== Exercise directions ==
List each line of the data in which the string "this" appears.

== Provided information ==
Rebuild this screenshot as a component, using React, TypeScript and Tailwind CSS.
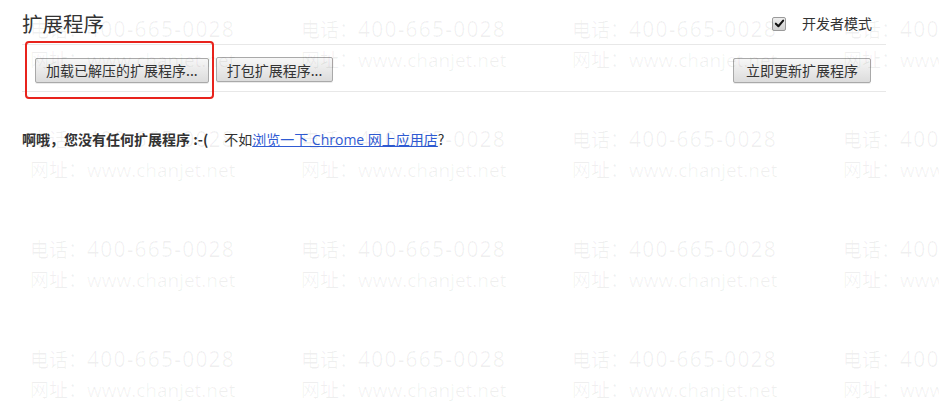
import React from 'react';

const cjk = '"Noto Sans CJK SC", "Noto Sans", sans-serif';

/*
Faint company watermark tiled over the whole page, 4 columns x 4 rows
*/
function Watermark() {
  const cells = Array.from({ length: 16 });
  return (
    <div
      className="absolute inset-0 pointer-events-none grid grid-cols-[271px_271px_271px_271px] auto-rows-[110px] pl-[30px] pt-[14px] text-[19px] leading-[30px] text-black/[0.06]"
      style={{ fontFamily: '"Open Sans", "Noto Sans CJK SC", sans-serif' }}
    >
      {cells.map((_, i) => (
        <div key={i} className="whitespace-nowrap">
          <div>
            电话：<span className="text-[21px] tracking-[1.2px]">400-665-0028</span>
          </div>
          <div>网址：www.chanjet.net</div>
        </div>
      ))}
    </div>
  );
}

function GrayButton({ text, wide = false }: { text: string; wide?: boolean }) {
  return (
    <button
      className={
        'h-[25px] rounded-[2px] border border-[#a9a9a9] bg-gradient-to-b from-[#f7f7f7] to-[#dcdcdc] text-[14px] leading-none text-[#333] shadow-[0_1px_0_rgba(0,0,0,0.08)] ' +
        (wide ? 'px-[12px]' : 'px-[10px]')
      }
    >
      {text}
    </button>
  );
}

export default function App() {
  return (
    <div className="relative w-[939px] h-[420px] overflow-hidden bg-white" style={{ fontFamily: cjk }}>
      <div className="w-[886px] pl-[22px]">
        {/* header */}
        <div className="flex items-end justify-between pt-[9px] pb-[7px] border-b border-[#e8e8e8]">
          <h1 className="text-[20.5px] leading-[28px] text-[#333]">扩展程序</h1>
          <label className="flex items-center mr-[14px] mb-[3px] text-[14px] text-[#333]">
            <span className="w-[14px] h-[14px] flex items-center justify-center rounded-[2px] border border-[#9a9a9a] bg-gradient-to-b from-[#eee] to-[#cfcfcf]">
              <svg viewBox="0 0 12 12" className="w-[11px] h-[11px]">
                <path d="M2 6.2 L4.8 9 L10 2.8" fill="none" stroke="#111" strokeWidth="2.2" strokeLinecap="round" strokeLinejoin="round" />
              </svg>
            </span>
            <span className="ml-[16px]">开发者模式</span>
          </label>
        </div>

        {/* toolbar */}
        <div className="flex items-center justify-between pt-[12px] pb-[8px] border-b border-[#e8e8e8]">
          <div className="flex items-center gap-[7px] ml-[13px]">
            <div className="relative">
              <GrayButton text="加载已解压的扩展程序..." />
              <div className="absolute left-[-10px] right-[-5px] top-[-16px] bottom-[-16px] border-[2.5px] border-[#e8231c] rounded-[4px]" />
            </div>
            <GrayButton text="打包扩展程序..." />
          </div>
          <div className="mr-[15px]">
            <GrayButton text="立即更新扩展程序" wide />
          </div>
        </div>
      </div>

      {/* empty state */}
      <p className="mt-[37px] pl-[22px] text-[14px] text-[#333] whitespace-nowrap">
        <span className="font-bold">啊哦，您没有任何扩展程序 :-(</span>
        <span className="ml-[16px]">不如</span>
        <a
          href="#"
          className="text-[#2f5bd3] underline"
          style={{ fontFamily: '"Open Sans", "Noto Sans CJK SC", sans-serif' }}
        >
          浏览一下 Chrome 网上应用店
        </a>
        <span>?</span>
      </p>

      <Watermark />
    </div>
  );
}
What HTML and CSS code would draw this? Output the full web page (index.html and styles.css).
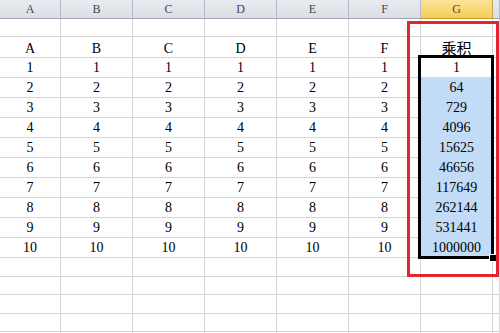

== Exercise response ==
Rebuild this screenshot as a component, using React, TypeScript and Tailwind CSS.
What HTML and CSS code would draw this? Output the full web page (index.html and styles.css).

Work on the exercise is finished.